Retaliações racistas: A bem visível tensão racial no Mali, hoje, é sinal alarmante de uma espiral descendente rumo ao caos político e social no país, em escala jamais vista. Há luta racial latente desde a independência do Mali, da França, em 1960. Os tuaregues, de tempos em tempos, tentaram declarar-se independentes e criar um estado exclusivamente Azawad no norte do Mali. Nos vizinhos Mauritânia e Senegal, houve confronto racial nos anos 1990s. Infelizmente, talvez seja, agora, a vez do Mali.

Mas Bamako tem fracassado repetidamente na tentativa, se houve, de articular alguma alternativa, e há sinais de que alguns políticos no sul do Mali já tentam beneficiar-se do revide contra árabes e tuaregues, apadrinhados pela França.

O que esperar depois da partida dos franceses? As tensões aumentam em torno de territórios disputados no deserto, onde se escondem imensas reservas minerais; deve-se esperar que militantes islamistas armados ressurjam de seus esconderijos nas montanhas, com força militar para lutar contra o governo central do Mali em Bamako?

Em vez de todos se concentrarem na fragilidade psicológica pressuposta nos adversários que hoje se espalham pelas vastidões desérticas do Mali na parte norte do país, a sociedade civil maliana teria de ser fortalecida e capacitada para implantar, ela mesma, a democracia no país, de tal modo que nem os tuaregues secularistas nem os islamistas armados tenham espaço para, novamente, levantar-se contra o governo central em Bamako.

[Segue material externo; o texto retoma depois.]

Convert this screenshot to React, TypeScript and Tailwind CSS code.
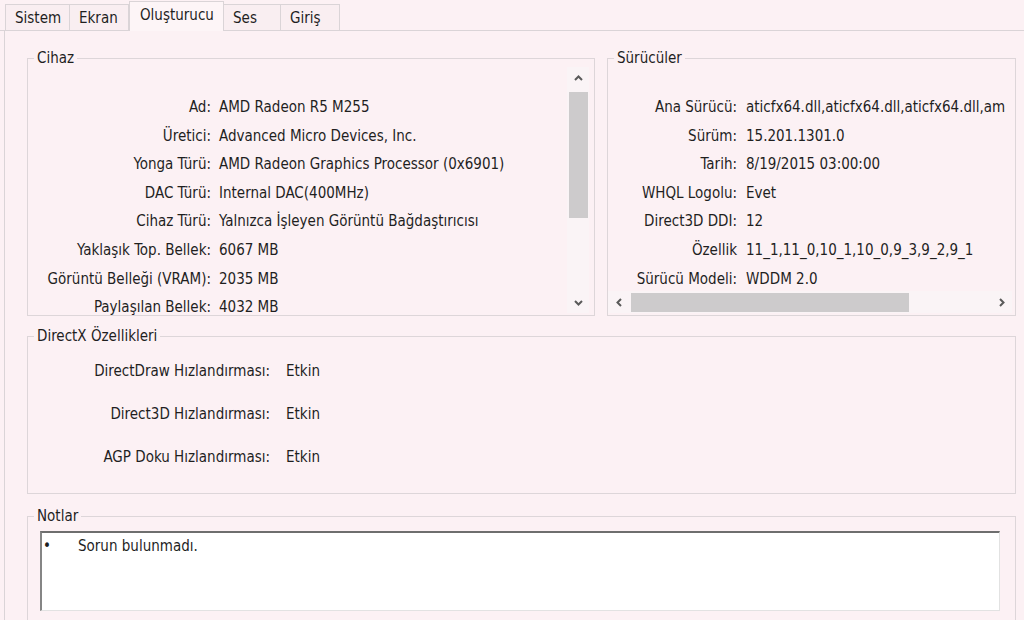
import React from "react";

const tabs = [
  { name: "Sistem", w: "w-[65px]" },
  { name: "Ekran", w: "w-[60px]" },
  { name: "Oluşturucu", w: "w-[95px]", active: true },
  { name: "Ses", w: "w-[58px]" },
  { name: "Giriş", w: "w-[60px]" },
];

const device = [
  ["Ad:", "AMD Radeon R5 M255"],
  ["Üretici:", "Advanced Micro Devices, Inc."],
  ["Yonga Türü:", "AMD Radeon Graphics Processor (0x6901)"],
  ["DAC Türü:", "Internal DAC(400MHz)"],
  ["Cihaz Türü:", "Yalnızca İşleyen Görüntü Bağdaştırıcısı"],
  ["Yaklaşık Top. Bellek:", "6067 MB"],
  ["Görüntü Belleği (VRAM):", "2035 MB"],
  ["Paylaşılan Bellek:", "4032 MB"],
];

const drivers = [
  ["Ana Sürücü:", "aticfx64.dll,aticfx64.dll,aticfx64.dll,am"],
  ["Sürüm:", "15.201.1301.0"],
  ["Tarih:", "8/19/2015 03:00:00"],
  ["WHQL Logolu:", "Evet"],
  ["Direct3D DDI:", "12"],
  ["Özellik", "11_1,11_0,10_1,10_0,9_3,9_2,9_1"],
  ["Sürücü Modeli:", "WDDM 2.0"],
];

const features = [
  ["DirectDraw Hızlandırması:", "Etkin"],
  ["Direct3D Hızlandırması:", "Etkin"],
  ["AGP Doku Hızlandırması:", "Etkin"],
];

const Chevron = ({ dir }: { dir: "up" | "down" | "left" | "right" }) => {
  const pts = {
    up: "2,7 5.5,3.5 9,7",
    down: "2,4 5.5,7.5 9,4",
    left: "7,2 3.5,5.5 7,9",
    right: "4,2 7.5,5.5 4,9",
  }[dir];
  return (
    <svg width="11" height="11" viewBox="0 0 11 11">
      <polyline points={pts} fill="none" stroke="#5a5a5a" strokeWidth="2" />
    </svg>
  );
};

const Legend = ({ children }: { children: React.ReactNode }) => (
  <legend className="ml-[6px] px-[3px] leading-[17px]">{children}</legend>
);

const App = () => {
  return (
    <div className="w-[1024px] h-[620px] overflow-hidden bg-[#fcf1f4] text-[#1f1f1f] text-[15px] font-['DejaVu_Sans_Condensed','Liberation_Sans',Arial,sans-serif]">
      <div className="flex h-[31px] items-end pl-[5px] border-b border-[#dad4d7]">
        {tabs.map((t) =>
          t.active ? (
            <div
              key={t.name}
              className={`${t.w} relative z-10 -mb-px h-[30px] pl-[10px] pt-[5px] bg-[#fdf5f7] border-t border-l border-r border-[#dad4d7] leading-[17px]`}
            >
              {t.name}
            </div>
          ) : (
            <div
              key={t.name}
              className={`${t.w} h-[26px] pl-[9px] pt-[5px] bg-[#f9eef1] border-t border-l border-r border-[#dad4d7] -ml-px first:ml-0 leading-[17px]`}
            >
              {t.name}
            </div>
          )
        )}
      </div>

      <div className="ml-[4px] h-[589px] border-l border-[#dad4d7] pl-[22px] pr-[8px]">
        <div className="flex gap-[12px] pt-[19px]">
          <fieldset className="w-[568px] border border-[#ddd6d9] pb-[2px]">
            <Legend>Cihaz</Legend>
            <div className="flex h-[246px] pr-[5px]">
              <div className="flex-1 pt-[26px]">
                {device.map(([k, v]) => (
                  <div key={k} className="flex h-[28.6px] items-center whitespace-nowrap">
                    <div className="w-[183px] text-right">{k}</div>
                    <div className="pl-[8px]">{v}</div>
                  </div>
                ))}
              </div>
              <div className="flex w-[22px] flex-col bg-[#faf4f6]">
                <div className="flex h-[22px] items-center justify-center">
                  <Chevron dir="up" />
                </div>
                <div className="mx-auto mt-[3px] h-[126px] w-[19px] bg-[#cdcbcc]" />
                <div className="flex-1" />
                <div className="flex h-[22px] items-center justify-center">
                  <Chevron dir="down" />
                </div>
              </div>
            </div>
          </fieldset>

          <fieldset className="flex-1 min-w-0 border border-[#ddd6d9] pb-[2px]">
            <Legend>Sürücüler</Legend>
            <div className="flex h-[246px] flex-col pr-[3px]">
              <div className="flex-1 overflow-hidden pt-[26px]">
                {drivers.map(([k, v]) => (
                  <div key={k} className="flex h-[28.6px] items-center whitespace-nowrap">
                    <div className="w-[129px] shrink-0 text-right">{k}</div>
                    <div className="pl-[9px]">{v}</div>
                  </div>
                ))}
              </div>
              <div className="flex h-[22px] items-center bg-[#faf4f6]">
                <div className="flex w-[22px] justify-center">
                  <Chevron dir="left" />
                </div>
                <div className="h-[19px] w-[278px] bg-[#cdcbcc] ml-[1px]" />
                <div className="flex-1" />
                <div className="flex w-[22px] justify-center">
                  <Chevron dir="right" />
                </div>
              </div>
            </div>
          </fieldset>
        </div>

        <fieldset className="mt-[12px] border border-[#ddd6d9] pt-[5px] pb-[14px]">
          <Legend>DirectX Özellikleri</Legend>
          {features.map(([k, v]) => (
            <div key={k} className="flex h-[43px] items-center">
              <div className="w-[242px] text-right">{k}</div>
              <div className="pl-[16px]">{v}</div>
            </div>
          ))}
        </fieldset>

        <fieldset className="mt-[14px] border border-[#ddd6d9] pb-[10px]">
          <Legend>Notlar</Legend>
          <div className="ml-[12px] mr-[15px] mt-[6px] h-[80px] bg-white border-t-2 border-l-2 border-r border-b border-t-[#6e6e6e] border-l-[#858585] border-r-[#e2e2e2] border-b-[#e2e2e2] pt-[5px] pl-[1px] flex leading-[17px]">
            <span className="w-[35px]">•</span>
            <span>Sorun bulunmadı.</span>
          </div>
        </fieldset>
      </div>
    </div>
  );
};

export default App;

O que emergiu bem claramente, como guia e eixo para o futuro político do Mali é que, se os dois campos – árabes e tuaregues, por um lado; e africanos nativos, por outro – não conseguirem construir algum consenso, não apenas mergulharão todos, sem dúvida, num mesmo poço sem fundo, como, também, o Mali se condenará ao destino de ser mais um estado falhado, na cena política africana.